Why Self-Choice Feels Difficult
Still, the quotation also hints at why healing can be so hard: choosing yourself often disrupts old patterns. Many people are taught to prioritize pleasing others, suppress discomfort, or equate worth with usefulness. Therefore, the act of turning inward can feel unfamiliar, even frightening, because it challenges identities built around performance and compliance. This tension gives Doyle’s words their force. Healing is not only soothing; it can be confrontational, asking a person to disappoint expectations in order to remain whole. In that respect, Brené Brown’s Daring Greatly (2012) is relevant, as it shows how vulnerability often requires stepping outside the safety of approval. Choosing yourself is difficult precisely because it is transformative.

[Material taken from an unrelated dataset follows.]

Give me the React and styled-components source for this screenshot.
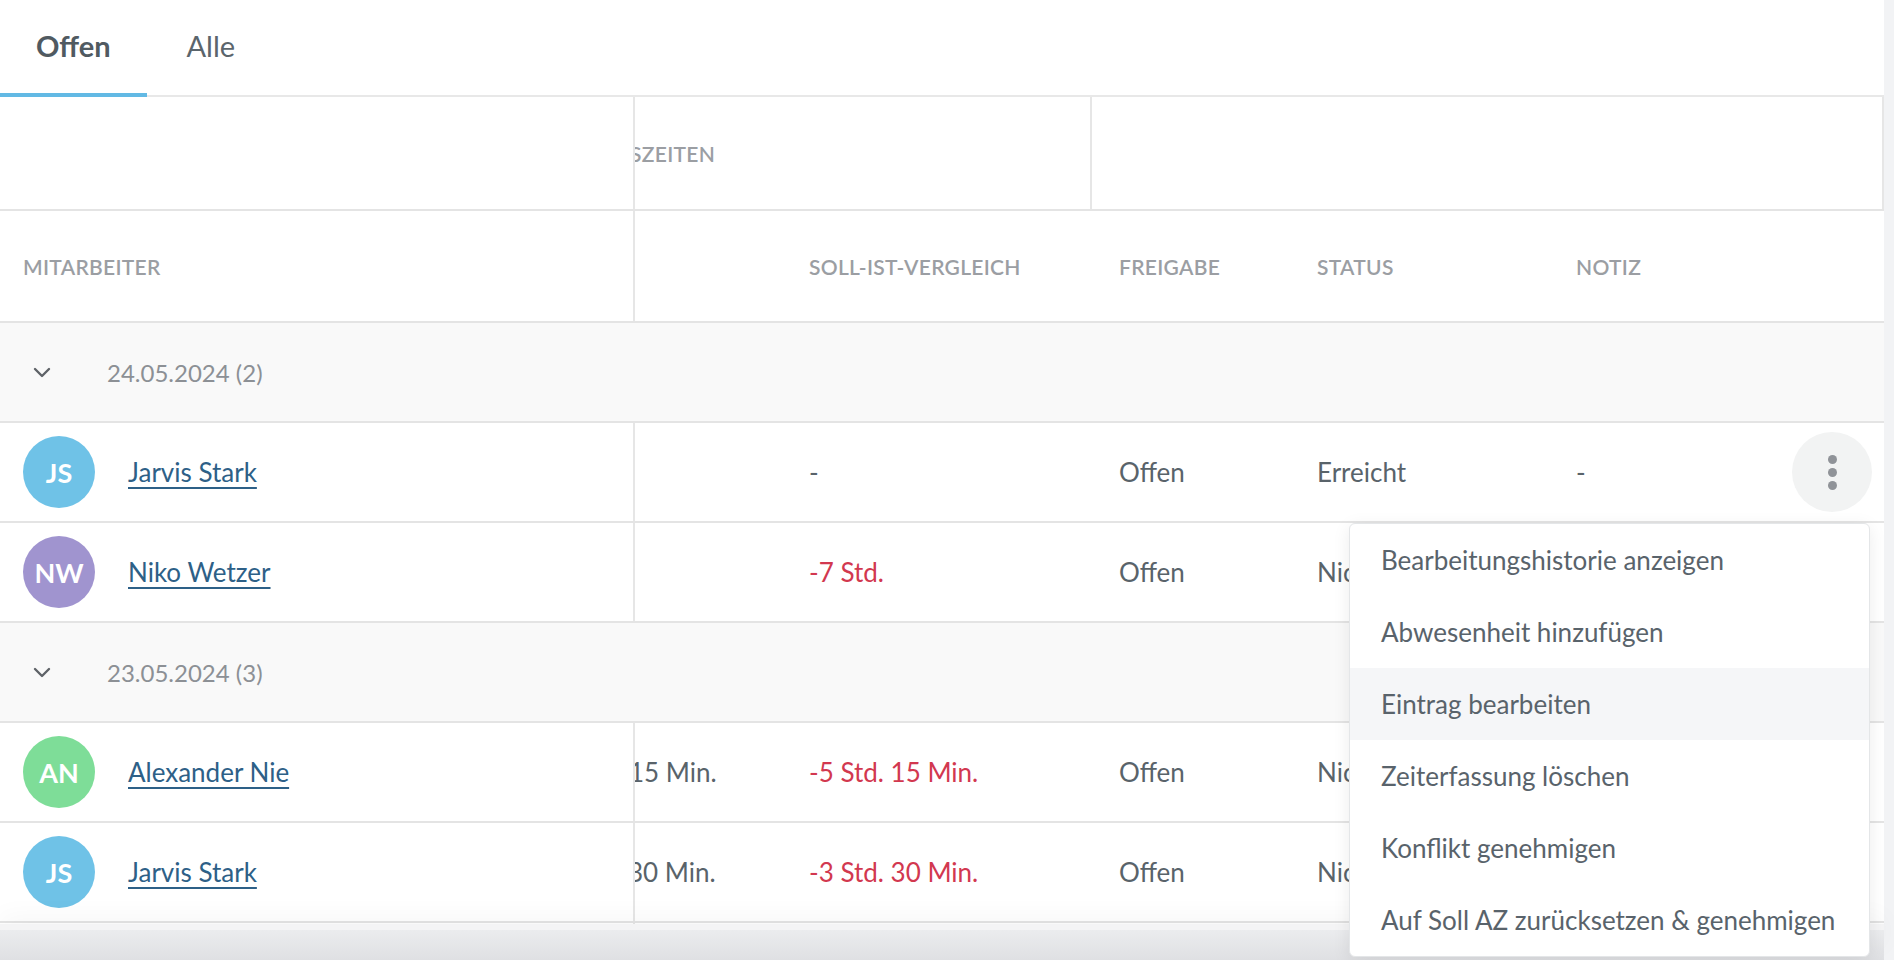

A Quiet Definition of Freedom
Ultimately, Doyle offers a subtle but powerful definition of freedom. To heal is to become less governed by external noise and more guided by inner truth. That freedom does not erase pain overnight, yet it changes one’s relationship to pain by restoring agency. The healed self is not a flawless self, but one that no longer abandons its own voice. As a result, the quotation endures because it is both compassionate and demanding. It comforts by acknowledging that healing is a process, and yet it also calls for responsibility in that process. In the end, choosing yourself again and again becomes not only the method of healing, but its clearest sign.